Requirement: Read through the data and count the lines that contain the string "components"; give only the result.

Given information:
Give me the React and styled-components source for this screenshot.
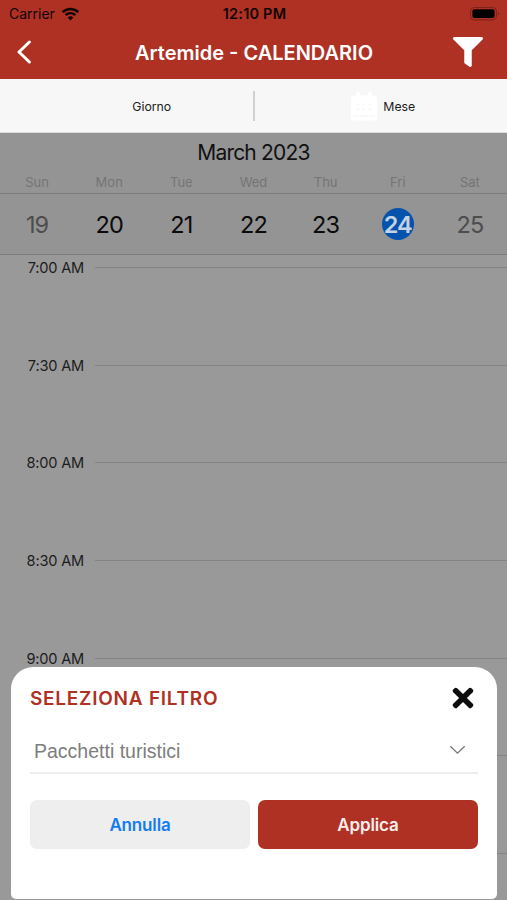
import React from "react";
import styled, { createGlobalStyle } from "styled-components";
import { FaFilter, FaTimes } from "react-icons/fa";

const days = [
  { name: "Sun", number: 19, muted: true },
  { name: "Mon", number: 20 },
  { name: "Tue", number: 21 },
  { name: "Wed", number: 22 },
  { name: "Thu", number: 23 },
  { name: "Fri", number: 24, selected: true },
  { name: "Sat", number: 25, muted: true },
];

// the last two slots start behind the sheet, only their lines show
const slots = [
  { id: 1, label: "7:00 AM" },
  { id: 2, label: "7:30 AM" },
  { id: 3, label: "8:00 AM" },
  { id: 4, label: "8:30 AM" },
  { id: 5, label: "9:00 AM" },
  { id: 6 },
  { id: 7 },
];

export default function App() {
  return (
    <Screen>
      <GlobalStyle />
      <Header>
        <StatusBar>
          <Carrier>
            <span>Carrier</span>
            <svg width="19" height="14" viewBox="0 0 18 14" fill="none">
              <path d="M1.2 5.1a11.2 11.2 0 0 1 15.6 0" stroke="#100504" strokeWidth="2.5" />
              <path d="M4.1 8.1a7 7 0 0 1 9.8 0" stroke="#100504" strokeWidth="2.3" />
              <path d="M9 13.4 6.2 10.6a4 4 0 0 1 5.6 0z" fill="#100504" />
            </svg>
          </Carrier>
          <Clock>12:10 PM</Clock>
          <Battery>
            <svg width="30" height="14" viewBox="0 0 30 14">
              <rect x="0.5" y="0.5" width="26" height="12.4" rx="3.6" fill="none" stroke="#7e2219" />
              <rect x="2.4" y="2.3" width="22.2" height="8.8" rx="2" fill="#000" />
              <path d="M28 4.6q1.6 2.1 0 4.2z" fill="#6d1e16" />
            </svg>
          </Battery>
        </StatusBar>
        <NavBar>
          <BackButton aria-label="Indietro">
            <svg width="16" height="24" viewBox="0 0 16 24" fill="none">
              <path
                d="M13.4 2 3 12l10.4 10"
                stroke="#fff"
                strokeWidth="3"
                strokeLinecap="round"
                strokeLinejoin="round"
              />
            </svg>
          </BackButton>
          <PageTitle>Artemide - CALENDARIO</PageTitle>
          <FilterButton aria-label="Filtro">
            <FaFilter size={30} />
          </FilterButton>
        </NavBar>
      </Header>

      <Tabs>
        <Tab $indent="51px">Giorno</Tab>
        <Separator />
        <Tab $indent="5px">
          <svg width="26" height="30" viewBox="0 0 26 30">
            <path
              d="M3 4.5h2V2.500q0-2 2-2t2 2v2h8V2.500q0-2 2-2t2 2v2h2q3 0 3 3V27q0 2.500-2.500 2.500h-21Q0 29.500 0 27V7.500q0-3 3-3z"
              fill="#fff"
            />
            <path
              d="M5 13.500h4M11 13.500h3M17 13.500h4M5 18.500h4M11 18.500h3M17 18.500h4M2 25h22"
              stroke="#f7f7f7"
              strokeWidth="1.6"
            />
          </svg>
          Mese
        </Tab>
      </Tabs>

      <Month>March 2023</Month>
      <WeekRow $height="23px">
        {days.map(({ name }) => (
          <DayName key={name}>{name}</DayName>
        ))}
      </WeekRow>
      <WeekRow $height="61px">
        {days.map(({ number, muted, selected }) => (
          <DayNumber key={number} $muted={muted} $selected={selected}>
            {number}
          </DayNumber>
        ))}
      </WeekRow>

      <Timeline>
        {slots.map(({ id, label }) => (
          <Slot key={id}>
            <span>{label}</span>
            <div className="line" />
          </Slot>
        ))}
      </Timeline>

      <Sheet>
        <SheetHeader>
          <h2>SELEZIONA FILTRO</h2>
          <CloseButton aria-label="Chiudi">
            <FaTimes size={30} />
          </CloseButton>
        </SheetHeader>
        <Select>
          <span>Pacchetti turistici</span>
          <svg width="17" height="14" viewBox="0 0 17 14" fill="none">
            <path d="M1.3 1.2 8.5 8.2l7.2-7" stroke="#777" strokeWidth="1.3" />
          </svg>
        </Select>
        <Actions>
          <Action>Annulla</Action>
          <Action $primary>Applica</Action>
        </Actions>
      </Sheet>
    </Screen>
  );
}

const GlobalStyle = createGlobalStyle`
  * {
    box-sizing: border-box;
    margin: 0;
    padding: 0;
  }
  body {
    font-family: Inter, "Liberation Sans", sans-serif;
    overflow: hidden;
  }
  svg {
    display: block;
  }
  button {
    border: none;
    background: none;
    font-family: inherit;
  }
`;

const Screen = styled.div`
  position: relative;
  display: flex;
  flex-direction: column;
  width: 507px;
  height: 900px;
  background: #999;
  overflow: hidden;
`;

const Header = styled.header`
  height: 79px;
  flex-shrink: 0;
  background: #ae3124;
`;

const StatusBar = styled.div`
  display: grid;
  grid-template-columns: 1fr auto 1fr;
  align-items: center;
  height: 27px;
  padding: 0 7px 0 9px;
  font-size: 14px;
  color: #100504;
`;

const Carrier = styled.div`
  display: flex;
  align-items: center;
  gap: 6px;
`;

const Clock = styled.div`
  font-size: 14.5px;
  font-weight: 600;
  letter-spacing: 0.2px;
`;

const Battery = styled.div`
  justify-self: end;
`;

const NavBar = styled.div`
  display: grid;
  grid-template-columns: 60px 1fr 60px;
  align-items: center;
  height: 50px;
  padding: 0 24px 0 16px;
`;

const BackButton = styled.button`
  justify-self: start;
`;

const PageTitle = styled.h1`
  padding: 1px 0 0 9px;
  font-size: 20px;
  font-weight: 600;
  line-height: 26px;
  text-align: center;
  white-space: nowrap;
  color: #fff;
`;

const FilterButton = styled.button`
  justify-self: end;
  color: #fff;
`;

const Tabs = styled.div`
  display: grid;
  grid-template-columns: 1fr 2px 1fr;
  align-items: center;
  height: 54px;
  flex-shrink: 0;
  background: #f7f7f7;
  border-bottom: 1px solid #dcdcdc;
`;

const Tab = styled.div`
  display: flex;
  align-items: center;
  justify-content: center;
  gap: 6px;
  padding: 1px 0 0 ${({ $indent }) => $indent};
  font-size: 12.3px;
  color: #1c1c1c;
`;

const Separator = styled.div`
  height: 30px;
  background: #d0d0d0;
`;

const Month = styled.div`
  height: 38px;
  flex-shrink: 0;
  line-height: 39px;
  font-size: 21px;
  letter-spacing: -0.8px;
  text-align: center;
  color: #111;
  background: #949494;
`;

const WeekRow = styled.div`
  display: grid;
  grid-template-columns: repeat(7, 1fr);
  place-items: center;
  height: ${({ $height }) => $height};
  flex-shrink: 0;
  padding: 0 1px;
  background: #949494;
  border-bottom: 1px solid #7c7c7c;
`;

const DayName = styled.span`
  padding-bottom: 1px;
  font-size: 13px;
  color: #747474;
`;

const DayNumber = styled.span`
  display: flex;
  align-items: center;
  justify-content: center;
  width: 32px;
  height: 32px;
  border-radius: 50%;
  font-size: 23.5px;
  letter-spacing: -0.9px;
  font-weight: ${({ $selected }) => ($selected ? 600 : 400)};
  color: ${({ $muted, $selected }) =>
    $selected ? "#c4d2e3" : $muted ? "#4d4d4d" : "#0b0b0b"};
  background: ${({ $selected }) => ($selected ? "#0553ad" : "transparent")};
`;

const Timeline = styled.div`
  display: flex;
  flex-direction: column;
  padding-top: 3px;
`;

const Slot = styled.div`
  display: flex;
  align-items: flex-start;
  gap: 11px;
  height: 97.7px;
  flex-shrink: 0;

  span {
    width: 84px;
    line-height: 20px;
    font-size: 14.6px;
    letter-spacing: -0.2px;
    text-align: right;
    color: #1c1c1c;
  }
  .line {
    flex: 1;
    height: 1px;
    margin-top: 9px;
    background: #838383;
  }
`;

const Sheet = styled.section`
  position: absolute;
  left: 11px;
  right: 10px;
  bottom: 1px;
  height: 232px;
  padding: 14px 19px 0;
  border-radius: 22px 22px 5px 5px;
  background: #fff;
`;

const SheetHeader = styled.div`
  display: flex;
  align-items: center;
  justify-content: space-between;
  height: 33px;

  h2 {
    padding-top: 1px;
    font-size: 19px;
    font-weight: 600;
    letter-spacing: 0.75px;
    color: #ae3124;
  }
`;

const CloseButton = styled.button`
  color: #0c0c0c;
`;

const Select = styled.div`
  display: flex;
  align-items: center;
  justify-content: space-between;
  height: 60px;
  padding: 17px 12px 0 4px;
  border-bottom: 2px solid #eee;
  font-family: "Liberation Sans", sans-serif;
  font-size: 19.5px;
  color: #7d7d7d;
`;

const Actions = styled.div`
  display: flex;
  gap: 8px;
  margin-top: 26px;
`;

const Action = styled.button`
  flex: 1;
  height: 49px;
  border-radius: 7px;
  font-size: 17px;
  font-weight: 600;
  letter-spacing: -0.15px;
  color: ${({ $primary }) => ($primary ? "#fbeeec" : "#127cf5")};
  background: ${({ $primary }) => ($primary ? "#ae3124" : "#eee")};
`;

Full response: 2